With reference to what CW was saying in yesterday’s comments, with the progress Guy and Scott are making and with Peatty power on leg 2, it might not matter if CWH gives up a bunch of time on leg one of the relay.
Without Phelps, the US can’t expect to take time out of Guy on fly, and Scott might soon be a match for Adrian or Dressel. So then it becomes a question of whether Murphy can put more time into GB on back than Peatty can on breast. My money would be on the Brit.

commonwombat

David, a fair point; at this stage we really don’t have a great deal of hard evidence of just where the Americans “are at” this year and are having to go off 2016 whereas we now have hard evidence from most other nations. In all honesty, we won’t really have a real handle until the Worlds meet starts “playing out”.

As for your scenario; I will agree that it is a very real one albeit one needing “all their planets in alignment”/all four performing to their absolute max.

Without Phelps, I will agree that USA can no longer “bank” on taking significant time out of Guy but “breaking even” will probably be “break open the champers” time. Scott MAY be able to prove a match for the US anchor but as yet, he hasn’t the intl form on the board for providing that sub47 anchor split that others like Adrian have.

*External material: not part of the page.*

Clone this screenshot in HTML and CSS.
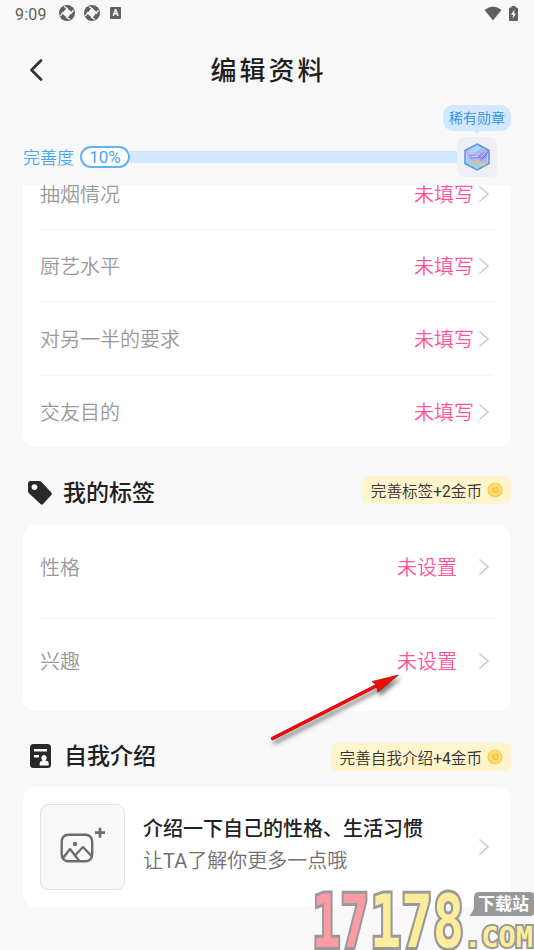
FILE: index.html
```
<!DOCTYPE html>
<html lang="zh-CN">
<head>
<meta charset="utf-8">
<title>编辑资料</title>
<link rel="stylesheet" href="styles.css">
</head>
<body>
<svg class="defs" aria-hidden="true">
  <defs>
    <symbol id="chevron" viewBox="0 0 12 18"><path d="M1.5 1.5 10 9 1.5 16.5" fill="none" stroke="#c9c9c9" stroke-width="1.5"/></symbol>
    <symbol id="shutter" viewBox="0 0 16 16">
      <circle cx="8" cy="8" r="8" fill="#606060"/>
      <path d="M7.500 3 13 7 8.500 13 3 8.500Z" fill="#f8f8f8"/>
      <path d="M5 1.500 9 4M14.500 5 12 9M11 14.500 7 12M1.500 11 4 7" fill="none" stroke="#f8f8f8" stroke-width="1.300"/>
    </symbol>
    <symbol id="coin" viewBox="0 0 16 16">
      <circle cx="8" cy="8" r="7.6" fill="#f7cc58"/>
      <circle cx="8.2" cy="7.6" r="6.2" fill="#ffdf72"/>
      <path d="M5 5.500 7 6 10.500 4 12 8 9.500 11.500 5.500 10Z" fill="#f3c04d"/>
      <path d="M7 6.400 9.800 5.900 10 8.800 8 10.200Z" fill="#ffdd6d"/>
    </symbol>
  </defs>
</svg>
<div class="screen">
  <div class="status">
    <span class="clock">9:09</span>
    <svg class="shutter"><use href="#shutter"/></svg>
    <svg class="shutter"><use href="#shutter"/></svg>
    <span class="ime">A</span>
    <svg class="wifi" viewBox="0 0 18 15"><path d="M.5 4Q9-3 17.500 4L9 14.500Z" fill="#606060"/></svg>
    <svg class="battery" viewBox="0 0 9 15"><path d="M2.500 1.500V0h4v1.500H8q1 0 1 1V14q0 1-1 1H1q-1 0-1-1V2.500q0-1 1-1Z" fill="#606060"/><path d="M5.500 3.500 2 8.800h2.100L3.600 12.500 7 7.600H5Z" fill="#f8f8f8"/></svg>
  </div>
  <header class="nav">
    <svg class="back" viewBox="0 0 14 22"><path d="M12 1.500 2.500 11 12 20.500" fill="none" stroke="#333" stroke-width="2.700" stroke-linecap="round" stroke-linejoin="round"/></svg>
    <h1>编辑资料</h1>
  </header>
  <div class="progress">
    <span class="progress-label">完善度</span>
    <span class="percent">10%</span>
    <span class="track"></span>
    <div class="medal">
      <svg viewBox="0 0 28 28">
        <path d="M14 1 26 7.500V20.500L14 27 2 20.500V7.500Z" fill="#a8d4f8" stroke="#5a94dc" stroke-width="1.500"/>
        <path d="M14 3 24 8.500V19.500L14 25 4 19.500V8.500Z" fill="#b3b2f3"/>
        <path d="M4 14 11 20 18 19 22 21 14 25 4 19.500Z" fill="#9cd2f0"/>
        <path d="M5 8.500 14 3 18 5 12 9 4 12Z" fill="#a9d8f5"/>
        <path d="M6 11.500 15 13 26 6 23.500 14 17 18 18 15 8 15.500Z" fill="#8c86e4"/>
        <path d="M8 13.500h7M18 14l6-6" stroke="#c3e2ff" stroke-width="1" fill="none"/>
        <path d="M10 21v-2l2 1 2-2 2 3M18 21h4M21 19v4" stroke="#ecc46c" stroke-width="1.800" fill="none"/>
        <circle cx="5" cy="10" r="2" fill="#ee9fe4"/>
      </svg>
      <span class="bubble">稀有勋章</span>
    </div>
  </div>
  <main class="content">
    <section class="card basics">
      <div class="row"><span>抽烟情况</span><b>未填写</b><svg class="chevron"><use href="#chevron"/></svg></div>
      <div class="row"><span>厨艺水平</span><b>未填写</b><svg class="chevron"><use href="#chevron"/></svg></div>
      <div class="row"><span>对另一半的要求</span><b>未填写</b><svg class="chevron"><use href="#chevron"/></svg></div>
      <div class="row"><span>交友目的</span><b>未填写</b><svg class="chevron"><use href="#chevron"/></svg></div>
    </section>
    <div class="heading tags-heading">
      <svg class="heading-icon" viewBox="0 0 24 24"><path fill-rule="evenodd" d="M2.500 0H11q1.500 0 2.500 1L23.300 11.500q1.200 1.300 0 2.600l-8.200 8.900q-1.300 1.300-2.600 0L.9 12.200Q0 11.200 0 10V2.500Q0 0 2.500 0ZM6.500 3.200a2.900 2.900 0 1 0 0 5.800 2.900 2.900 0 0 0 0-5.800Z" fill="#292929"/></svg>
      <h2>我的标签</h2>
      <span class="reward"><span>完善标签<i>+2</i>金币</span><svg class="coin"><use href="#coin"/></svg></span>
    </div>
    <section class="card tags">
      <div class="row"><span>性格</span><b>未设置</b><svg class="chevron"><use href="#chevron"/></svg></div>
      <div class="row"><span>兴趣</span><b>未设置</b><svg class="chevron"><use href="#chevron"/></svg></div>
    </section>
    <div class="heading intro-heading">
      <svg class="heading-icon" viewBox="0 0 24 24"><rect x="2" width="21" height="24" rx="3.500" fill="#292929"/><path d="M6 5h13v2.500H6ZM6 11h5v2.500H6Z" fill="#fff"/><path d="M16 11a2.800 2.800 0 0 1 1.700 4.900v.8q3 .4 3 2.400V21.500h-9v-2.400q0-2 2.600-2.400v-.8A2.800 2.800 0 0 1 16 11Z" fill="#fff"/></svg>
      <h2>自我介绍</h2>
      <span class="reward"><span>完善自我介绍<i>+4</i>金币</span><svg class="coin"><use href="#coin"/></svg></span>
    </div>
    <section class="card intro">
      <div class="upload"><svg viewBox="0 0 46 36" fill="none" stroke="#6c6c6c" stroke-width="2.400"><rect x="1.700" y="7.700" width="30.500" height="26.500" rx="6.500"/><path d="M3 31 10 22 19 33.500M15 28.500 23 20 31.500 29" stroke-linejoin="round"/><circle cx="15" cy="17" r="2.200" fill="#6c6c6c" stroke="none"/><path d="M40 .7v10M35 5.700h10" stroke-width="2.700"/></svg></div>
      <div class="intro-copy"><strong>介绍一下自己的性格、生活习惯</strong><span>让<i>TA</i>了解你更多一点哦</span></div>
      <svg class="chevron"><use href="#chevron"/></svg>
    </section>
  </main>
  <svg class="arrow" viewBox="0 0 140 80"><path d="M5.500 69.500 111 16" fill="none" stroke="#7a1515" stroke-width="3.400" stroke-linecap="round"/><path d="M5.500 69.500 114 14.500" fill="none" stroke="#fb0606" stroke-width="2.700" stroke-linecap="round"/><path d="M131.500 6 105 12.500 109.500 16 111 23Z" fill="#fb0606" stroke="#81201a" stroke-width=".7"/></svg>
  <svg class="watermark" viewBox="0 0 226 62">
    <g class="numbers">
      <text class="pink" x="3" y="57.500" textLength="57" lengthAdjust="spacingAndGlyphs">17</text>
      <text class="yellow" x="61" y="57.500" textLength="94" lengthAdjust="spacingAndGlyphs">178</text>
    </g>
    <text class="domain" x="155" y="58" textLength="69" lengthAdjust="spacingAndGlyphs">.COM</text>
    <path d="M170 3h51q5 0 5 5v13q0 6-5 6h-61q5-5 5-10V8q0-5 5-5Z" fill="#999"/>
    <text class="station" x="169" y="21">下载站</text>
  </svg>
</div>
</body>
</html>
```

FILE: styles.css
```
* { box-sizing: border-box; }
body { margin: 0; background: #f8f8f8; font-family: Roboto, "Noto Sans CJK SC", sans-serif; font-weight: 350; }
svg { display: block; flex: none; }
i { font-style: normal; font-weight: 400; }
.defs { position: absolute; width: 0; height: 0; }
.screen { position: relative; width: 534px; height: 950px; overflow: hidden; display: flex; flex-direction: column; }

.status { height: 28px; display: flex; align-items: center; padding: 0 16px 2px 15px; color: #606060; }
.clock { font-size: 16px; font-weight: 400; letter-spacing: .2px; width: 44px; padding-top: 2px; }
.shutter { width: 16px; height: 16px; margin-right: 9px; }
.ime { width: 11px; height: 12px; margin-left: 1px; border-radius: 1px; background: #606060; color: #fff; font: bold 9px/12px Roboto, sans-serif; text-align: center; }
.wifi { width: 18px; height: 15px; margin-left: auto; margin-right: 7px; }
.battery { width: 9px; height: 15px; }

.nav { height: 84px; display: grid; grid-template-columns: 60px 1fr 60px; align-items: center; }
.back { width: 14px; height: 22px; margin-left: 29px; }
.nav h1 { margin: 0; text-align: center; color: #1e1e1e; font-size: 26px; font-weight: 500; line-height: 40px; letter-spacing: 3px; padding: 2px 0 0 3px; }

.progress { height: 73px; padding: 17px 37px 0 23px; display: flex; align-items: center; color: #4aa5f7; }
.progress-label { width: 57px; font-size: 17px; line-height: 26px; padding-top: 1px; }
.percent { width: 50px; height: 22px; border: 2px solid #62b1fb; border-radius: 12px; background: #fff; font-size: 17px; font-weight: 400; line-height: 18px; text-align: center; }
.track { flex: 1; height: 12px; background: #d2e8fe; }
.medal { position: relative; width: 40px; height: 40px; border-radius: 7px; background: #eeeff4; display: grid; place-items: center; }
.medal > svg { width: 28px; height: 28px; }
.bubble { position: absolute; right: -14px; top: -32px; width: 68px; height: 26px; border-radius: 10px; background: #d2e8fe; color: #2e8ee5; font-size: 14px; line-height: 27px; text-align: center; }
.bubble::after { content: ""; position: absolute; left: 30px; top: 25px; border: 4px solid transparent; border-top-color: #d2e8fe; border-bottom: 0; }

.content { flex: 1; overflow: hidden; padding: 0 23px; }
.card { background: #fff; border-radius: 13px; }
.basics { height: 291px; margin-top: -29px; padding: 0 17px; }
.row { height: 72.6px; display: flex; align-items: center; padding-top: 3px; border-top: 2px solid transparent; font-size: 20px; line-height: 30px; color: #999; }
.row + .row { border-top-color: #f8f8f8; }
.row b { margin-left: auto; color: #ff5598; font-weight: 350; }
.chevron { width: 12px; height: 18px; margin-right: 4px; }
.row .chevron { margin-left: 4px; margin-bottom: 2px; }
.tags { height: 186px; padding: 0 17px; }
.tags .row { height: 92px; padding: 0 0 8px; }
.tags .row + .row { padding-bottom: 5px; }
.tags .row .chevron { margin-left: 21px; }
.heading { display: flex; align-items: center; padding-left: 5px; }
.heading-icon { width: 24px; height: 24px; margin-right: 12px; }
.heading h2 { margin: 0 0 0 -1px; color: #202020; font-size: 23px; line-height: 34px; font-weight: 500; }
.tags-heading { height: 78px; padding-top: 13px; }
.tags-heading h2 { margin-top: 2px; }
.reward { margin-left: auto; height: 28px; display: flex; align-items: center; padding: 0 8px 0 9px; border-radius: 6px; background: #fff5cd; color: #333; font-size: 15.6px; white-space: nowrap; }
.tags-heading .reward { margin-bottom: 5px; }
.coin { width: 16px; height: 16px; margin-left: 5px; }
.intro-heading { height: 76px; padding-top: 15px; }
.intro-heading h2 { margin-left: 0; }
.intro-heading .heading-icon { margin-bottom: 1px; }
.intro { height: 120px; padding: 0 17px; display: flex; align-items: center; }
.upload { width: 85px; height: 86px; border: 1px solid #e3e3e3; border-radius: 8px; background: #f8f8f8; display: grid; place-items: center; }
.upload svg { width: 46px; height: 36px; margin-left: 1px; margin-top: -5px; }
.intro-copy { margin-left: 18px; padding-bottom: 5px; display: flex; flex-direction: column; gap: 2px; font-size: 20px; line-height: 30px; white-space: nowrap; }
.intro-copy strong { color: #222; font-weight: 500; }
.intro-copy span { color: #707070; }
.intro .chevron { margin-left: auto; }

.arrow { position: absolute; left: 267px; top: 669px; width: 140px; height: 80px; filter: drop-shadow(2px 4px 2px rgb(0 0 0 / 50%)); }
.watermark { position: absolute; left: 309px; top: 889px; width: 226px; height: 62px; font-family: "DejaVu Sans Mono", monospace; }
.watermark .numbers { font-size: 73px; font-weight: bold; stroke: #999; stroke-width: 6px; paint-order: stroke; }
.pink { fill: #fb9ba3; }
.yellow, .domain { fill: #ffec9b; }
.domain { font-size: 29px; font-weight: bold; stroke: #999; stroke-width: 4px; paint-order: stroke; }
.station { font: bold 17px "Noto Sans CJK SC", sans-serif; fill: #fff; }
```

Having said that, I can only say that the rivalry between USA, GBR & potentially CHN in this relay promises to be enthralling over the next 3 years …… and USA potentially NOT coming out on top.

longstroke

I would put my money on Adrian/Dressel over Scott and on the best American butterflyer(whoever that may be come the time) over Guy. But even if you assume GBR and USA cancel each other out in butterfly and freestyle I think the gap between Peaty and the USA’s man in the breastroke will not be enough to overcome the gap that Murphy will open up on Walker-Hebborn. Also, if the Americans I’ve just mentioned aren’t there or aren’t in form you can be sure there’ll be other reliable candidates whereas for GBR all four have to be firing to have a decent chance. Sorry, but the American tradition in this e event will go on for me. If they are to suffer a very rare defeat it will be at the hands of China.

Craig Lord

🙂 traditions take time to establish, longstroke – and if ever there was one being established it is in the realm of Peaty, Guy, Scott and Co, on the back on many years of steady development, including the years of growing up on the Gold Coast for Chris WH and Co. I’m sure you are spot on: the USA will do whatever it can to hold on to the medley relay run and the chances of them doing that are very good indeed. I don’t agree with your assertion, though, that China has the greater chance: there is a lot of instability in that program – and a lot of pressure about to be felt by rogues still working at the heart of it all (relays, esp women’s 4×200 a part of that exercise in showing Chinese strength). Beyond that and a part of that picture, there is Ning*’s absence. Sun* just won the 100 free in 49.13 … he or someone would be considerably quicker in a heat-on relay situation, of course, but the 4×100 medley comes at the end of a big week … I see that position as weaker that CWH leading Britain and handing over to three young guns hungry to shake it up – Peaty’s 56 handing over to Scott’s potential challenge to the 47 mark … young guns keen to remind us all that all good things come to an end … and all great things have to start somewhere .. as Guy says, noting the challenge of such things, ‘why not with us’ 🙂 Certain: it’s going to be great fun to watch it and report on it …

commonwombat

Will agree that GBR DO look the obvious threat to USA in the M4XMED. As regards CHN, your points of caution are indeed valid but at least at this point, they look the only other potential players at this particular party.

AUS realistically aren’t going to be a factor as long as their middle legs are haemorraging major time and ground to the other players … breaststroke MAY find at least a partial fix but there’s no-one coming through when it comes to male fly. Their only medal hopes rely on both a stupendous anchor leg plus one of the other teams suffering from 1/2 “shocker” legs

David Brooks

I think that GB might be more of a threat come Tokyo than this year. Peatty ought to still be firing, and as Guy gets stronger, his 100 fly should improve. And of course Scott still has upside. but most importantly, by 2020 there has to hope that a replacement for CWH will emerge. Greenbank, under the guidance of Mel Marshall might be the best hope.

Craig Lord

David, I see what you mean and see the logic. I also think GBR will need (as everyone else will) to take their chances with each passing season (tradition beats expectation, which strengths tradition and so on): the idea of a replacement for CWH at some stage is reasonable – but by 2020, there might be a few folk on 58 flattish or better 100br from far and wide, USA included for all we know. Certainly, the rest of the world won’t stand still. The sums change for all nations in relays with each season and can only be regarded in that way, it seems to me. The plan has to include an expectation that the world will step up on all four strokes – and Britain will have to do that, too.